Price Check!

Protein based wheats favoured in market.

One thing a wheat producer always has trouble understanding is why prices for certain classes of wheat change. Through 2016, Ontario went through a period when HRW and HRS were at almost the same price as SRW. This is typically not the case. HRW and HRS wheat are typically the highest demanded crops and will carry premiums in the marketplace.

The Ontario wheat markets have been an interesting ride for the past 2 years. Fluctuation in wheat prices is to be expected when we are marketing a crop that is grown throughout most of the World and harvest through 11 of the 12 months of the year. Take that as a positive, or a negative, but it will most certainly lead to volatile prices – while creating opportunities for the keen marketers in the crowd.

According to Dana Omland, Grain Merchandiser for Ceres Global, there is reason for the current trend to change. Despite ample worldwide supplies of wheat Omland says “there is an abundance of low quality and lower protein wheat, making quality Canadian wheat valued at a premium”.  This situation should lead to higher prices right now and in the future. Omland continues with “Due to challenging growing and harvest conditions in Western Canada, 25% of wheat came off the field as feed grade vs. a long term average of 11%”.  This further tightened the supply for quality milling wheat.

This year, high protein and high quality Canadian Spring Wheat is in demand according to Omland. Minneapolis Spring Wheat futures are moving from an even price with Chicago Soft Red Winter futures in Oct, 2015 to a $US 1.33/bu premium as of the time of writing.  “This is a five year high in this premium, and the trend is still pointing upwards” he finishes. To add to that, Ending stocks of high protein milling quality wheat will be very tight for the 2016/17, creating a good setup for continued tight supply fundamentals.

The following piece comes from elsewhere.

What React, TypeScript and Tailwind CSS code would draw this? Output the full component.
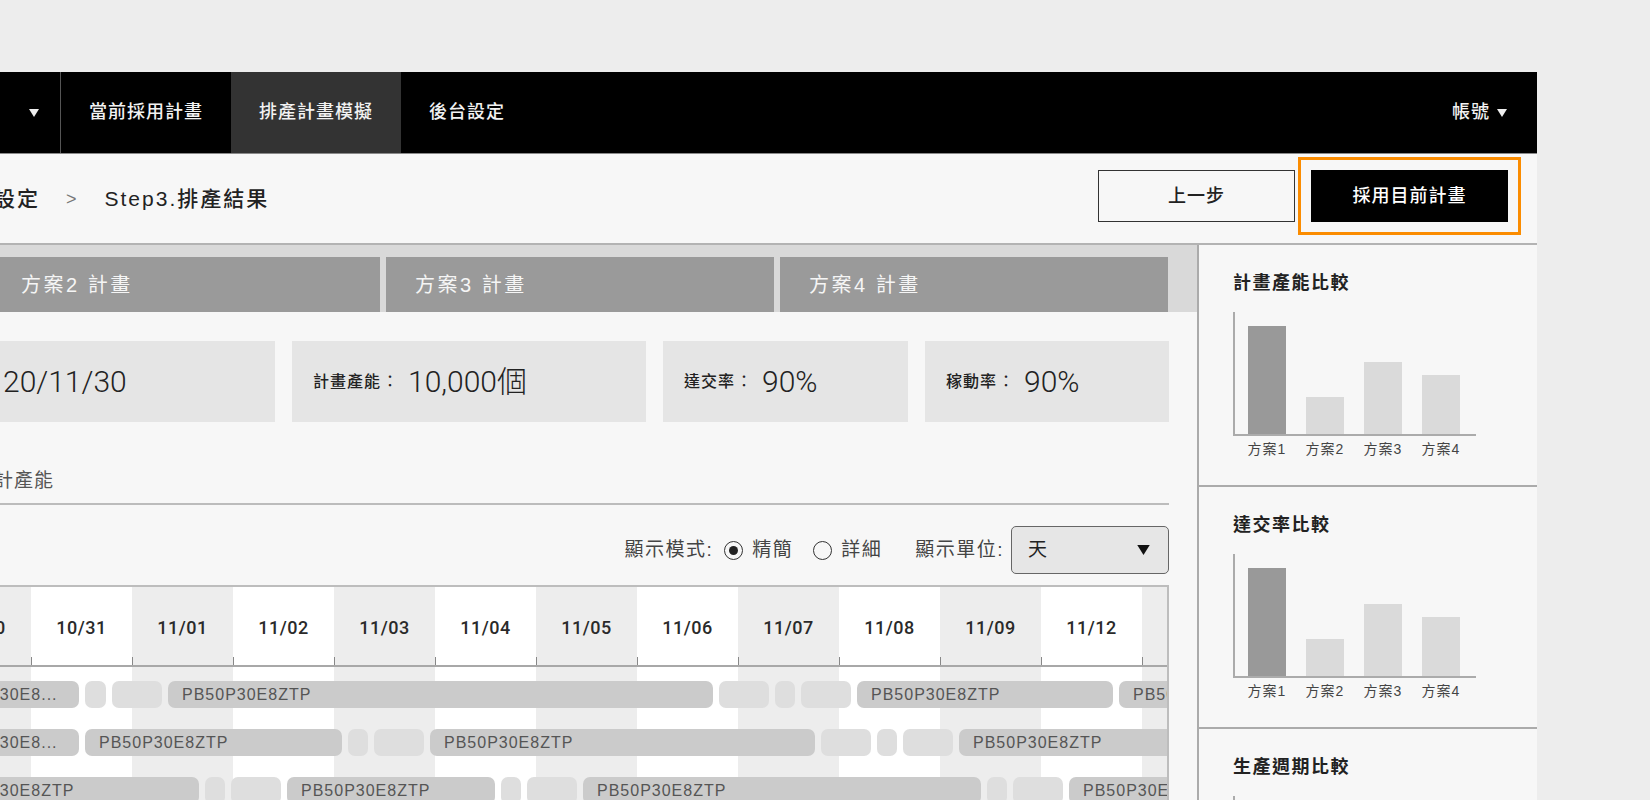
import React from 'react'

type Bar = { w: number; dark?: boolean; text?: string }

const dates = ['10/30', '10/31', '11/01', '11/02', '11/03', '11/04', '11/05', '11/06', '11/07', '11/08', '11/09', '11/12', '']

const rows: Bar[][] = [
  [
    { w: 148, dark: true, text: 'PB50P30E8...' },
    { w: 21 },
    { w: 50 },
    { w: 545, dark: true, text: 'PB50P30E8ZTP' },
    { w: 50 },
    { w: 20 },
    { w: 50 },
    { w: 256, dark: true, text: 'PB50P30E8ZTP' },
    { w: 200, dark: true, text: 'PB50P30E8ZTP' },
  ],
  [
    { w: 148, dark: true, text: 'PB50P30E8...' },
    { w: 257, dark: true, text: 'PB50P30E8ZTP' },
    { w: 20 },
    { w: 50 },
    { w: 385, dark: true, text: 'PB50P30E8ZTP' },
    { w: 50 },
    { w: 20 },
    { w: 50 },
    { w: 300, dark: true, text: 'PB50P30E8ZTP' },
  ],
  [
    { w: 268, dark: true, text: 'PB50P30E8ZTP' },
    { w: 20 },
    { w: 50 },
    { w: 208, dark: true, text: 'PB50P30E8ZTP' },
    { w: 20 },
    { w: 50 },
    { w: 398, dark: true, text: 'PB50P30E8ZTP' },
    { w: 20 },
    { w: 50 },
    { w: 200, dark: true, text: 'PB50P30E8ZTP' },
  ],
]

const chartBars = [108, 37, 72, 59]

function Tri({ className }: { className?: string }) {
  return (
    <svg viewBox="0 0 10 8" className={className}>
      <polygon points="0,0 10,0 5,8" fill="currentColor" />
    </svg>
  )
}

function Radio({ checked }: { checked?: boolean }) {
  return (
    <span className="w-[19px] h-[19px] rounded-full border-[1.5px] border-[#333] flex items-center justify-center">
      {checked && <span className="w-[9px] h-[9px] rounded-full bg-[#222]" />}
    </span>
  )
}

function ChartSection({ title }: { title: string }) {
  return (
    <div className="h-[242px] shrink-0 border-b-2 border-[#ababab] pl-[34px] pt-[27px]">
      <div className="text-[18px] leading-[22px] font-bold tracking-[1.5px] text-[#222]">{title}</div>
      <div className="mt-[18px] w-[243px] h-[124px] border-l-2 border-b-2 border-[#ababab] flex items-end gap-[20px] pl-[13px]">
        {chartBars.map((h, i) => (
          <div
            key={i}
            className={`w-[38px] ${i === 0 ? 'bg-[#999999]' : 'bg-[#dadada]'}`}
            style={{ height: h }}
          />
        ))}
      </div>
      <div className="flex gap-[20px] pl-[15px] mt-[5px]">
        {[1, 2, 3, 4].map((n) => (
          <div key={n} className="w-[38px] flex justify-center whitespace-nowrap text-[14px] leading-[16px] tracking-[1px] text-[#444]">
            方案{n}
          </div>
        ))}
      </div>
    </div>
  )
}

function StatCard({ label, value, className }: { label?: string; value: string; className: string }) {
  return (
    <div className={`h-[81px] bg-[#e5e5e5] flex items-center shrink-0 ${className}`}>
      {label && (
        <>
          <span className="text-[16px] font-medium tracking-[1px] text-[#222]">{label}</span>
          <span className="ml-[1px] mr-[10px] text-[16px] text-[#222]">：</span>
        </>
      )}
      <span className="text-[30px] font-light text-[#222] font-['Roboto','Noto_Sans_CJK_TC',sans-serif]">{value}</span>
    </div>
  )
}

export default function App() {
  return (
    <div className="w-[1650px] h-[800px] overflow-hidden bg-[#ededed] pt-[72px] font-['Liberation_Sans','Noto_Sans_CJK_TC',sans-serif]">
      <div className="w-[1537px] h-[728px] flex flex-col overflow-hidden">
        {/* top nav */}
        <div className="h-[82px] shrink-0 bg-black border-b border-[#8a8a8a] flex items-stretch text-[#f2f2f2] text-[18px] font-medium tracking-[1px]">
          <div className="w-[61px] border-r border-[#555] flex items-center justify-end pr-[21px]">
            <Tri className="w-[10px] h-[8px] text-[#eee]" />
          </div>
          <div className="px-[28px] flex items-center">當前採用計畫</div>
          <div className="px-[28px] flex items-center bg-[#333333]">排產計畫模擬</div>
          <div className="px-[28px] flex items-center">後台設定</div>
          <div className="ml-auto pr-[30px] flex items-center gap-[7px]">
            <span>帳號</span>
            <Tri className="w-[10px] h-[8px] text-[#eee]" />
          </div>
        </div>

        <div className="flex-1 bg-[#f7f7f7] flex flex-col min-h-0">
          {/* breadcrumb + actions */}
          <div className="h-[89px] shrink-0 flex items-center pb-[5px]">
            <div className="flex items-center mt-[6px] text-[21px] font-medium tracking-[2px] text-[#222] whitespace-nowrap">
              <span className="-ml-[6px]">設定</span>
              <span className="ml-[26px] text-[18px] text-[#777] tracking-normal">&gt;</span>
              <span className="ml-[28px]">Step3.排產結果</span>
            </div>
            <div className="ml-auto pr-[16px] flex items-center gap-[3px]">
              <button className="w-[197px] h-[52px] border border-[#333] bg-[#f7f7f7] text-[18px] font-medium tracking-[1px] text-[#222]">
                上一步
              </button>
              <div className="border-[3px] border-[#fb8c00] p-[10px]">
                <button className="w-[197px] h-[52px] bg-black text-[18px] font-medium tracking-[1px] text-white">
                  採用目前計畫
                </button>
              </div>
            </div>
          </div>
          <div className="h-[2px] shrink-0 bg-[#b3b3b3]" />

          <div className="flex flex-1 min-h-0">
            {/* left column */}
            <div className="w-[1197px] shrink-0 overflow-hidden flex flex-col">
              <div className="h-[67px] shrink-0 bg-[#d9d9d9] pt-[12px]">
                <div className="flex gap-[6px] -ml-[8px]">
                  {['方案2 計畫', '方案3 計畫', '方案4 計畫'].map((t) => (
                    <div key={t} className="w-[388px] h-[55px] shrink-0 bg-[#9a9a9a] pl-[29px] flex items-center text-[20px] tracking-[2.5px] text-[#f5f5f5]">
                      {t}
                    </div>
                  ))}
                </div>
              </div>

              <div className="pr-[28px] flex flex-col flex-1 min-h-0">
                <div className="mt-[29px] flex gap-[17px]">
                  <StatCard value="20/11/30" className="w-[300px] -ml-[25px] pl-[28px]" />
                  <StatCard label="計畫產能" value="10,000個" className="w-[354px] pl-[21px]" />
                  <StatCard label="達交率" value="90%" className="w-[245px] pl-[21px]" />
                  <StatCard label="稼動率" value="90%" className="w-[244px] pl-[21px]" />
                </div>

                <div className="mt-[45px] pb-[8px] border-b-2 border-[#bcbcbc]">
                  <div className="-ml-[26px] text-[19px] leading-[28px] tracking-[1px] text-[#555] whitespace-nowrap">預計產能</div>
                </div>

                <div className="mt-[21px] h-[48px] flex items-center justify-end text-[19px] tracking-[1.5px] text-[#444]">
                  <span>顯示模式:</span>
                  <span className="ml-[11px]"><Radio checked /></span>
                  <span className="ml-[9px]">精簡</span>
                  <span className="ml-[20px]"><Radio /></span>
                  <span className="ml-[9px]">詳細</span>
                  <span className="ml-[33px]">顯示單位:</span>
                  <div className="ml-[7px] w-[158px] h-[48px] rounded-[5px] border border-[#666] bg-[#e6e6e6] flex items-center pl-[16px] pr-[18px]">
                    <span className="text-[#222]">天</span>
                    <Tri className="ml-auto w-[13px] h-[10px] text-[#111]" />
                  </div>
                </div>

                {/* gantt */}
                <div className="mt-[11px] w-[1169px] flex-1 relative overflow-hidden border-t-2 border-r-2 border-[#bdbdbd]">
                  <div className="absolute top-0 bottom-0 left-[-70px] flex">
                    {dates.map((d, i) => (
                      <div key={i} className={`w-[101px] shrink-0 ${i % 2 === 0 ? 'bg-[#ededed]' : 'bg-white'}`} />
                    ))}
                  </div>
                  <div className="relative flex -ml-[70px] h-[80px] border-b-2 border-[#a8a8a8]">
                    {dates.map((d, i) => (
                      <div key={i} className="relative w-[101px] shrink-0 flex items-center justify-center pt-[2px] text-[18px] font-medium tracking-[0.5px] text-[#2a2a2a] font-['Roboto',sans-serif]">
                        {d}
                        <span className="absolute left-0 bottom-0 w-px h-[8px] bg-[#888]" />
                      </div>
                    ))}
                  </div>
                  <div className="relative pt-[14px] flex flex-col gap-[21px]">
                    {rows.map((row, ri) => (
                      <div key={ri} className="flex gap-[6px] -ml-[69px] h-[27px]">
                        {row.map((b, bi) => (
                          <div
                            key={bi}
                            className={`shrink-0 h-[27px] rounded-[7px] overflow-hidden whitespace-nowrap flex items-center pl-[14px] text-[16px] tracking-[1px] text-[#555] ${b.dark ? 'bg-[#cbcbcb]' : 'bg-[#dedede]'}`}
                            style={{ width: b.w }}
                          >
                            {b.text}
                          </div>
                        ))}
                      </div>
                    ))}
                  </div>
                </div>
              </div>
            </div>

            {/* right sidebar */}
            <div className="flex-1 border-l-2 border-[#ababab] flex flex-col overflow-hidden">
              <ChartSection title="計畫產能比較" />
              <ChartSection title="達交率比較" />
              <ChartSection title="生產週期比較" />
            </div>
          </div>
        </div>
      </div>
    </div>
  )
}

Despite the overall large worldwide wheat supply in 2016/17, a reduction in planted acres plus a return to trend line yields has the potential to very significantly tighten wheat supplies in 2017/18, with a significant deficit of production vs. demand being projected.  World wheat production is forecasted to drop a full 4%.  In the United States, winter wheat planted acres are at the lowest level since 1909.  This is of course a price friendly input for the wheat market, which may well give support to wheat prices to rise well above current feed market levels.

The current situation should lead to pricing opportunity for Hard Red Winter and Hard Red Spring as we move into the future. Russell McLaughlin, Grain Originator with Palmerston Grain, agrees, “I am not sure that every wheat producer realizes how well spring wheat is trading compared to other classes right now”. McLaughlin states that “you can sell Hard Red spring for over 1.00/bu premium to SRW, with prices approaching $250.00/MT for milling grade wheat”. He continues “that value should be rewarded with some pricing action. If you are thinking about growing Hard Red Spring Wheat, then book some and take advantage”.

Markets are always fluctuating and you can never tell what the future brings, but the fundamentals today are encouraging the producer to grow protein based, milling wheat. Look forward to opportunities with Hard Red Winter in the near future and make sure you take advantage of the market if you’re thinking about growing spring wheat.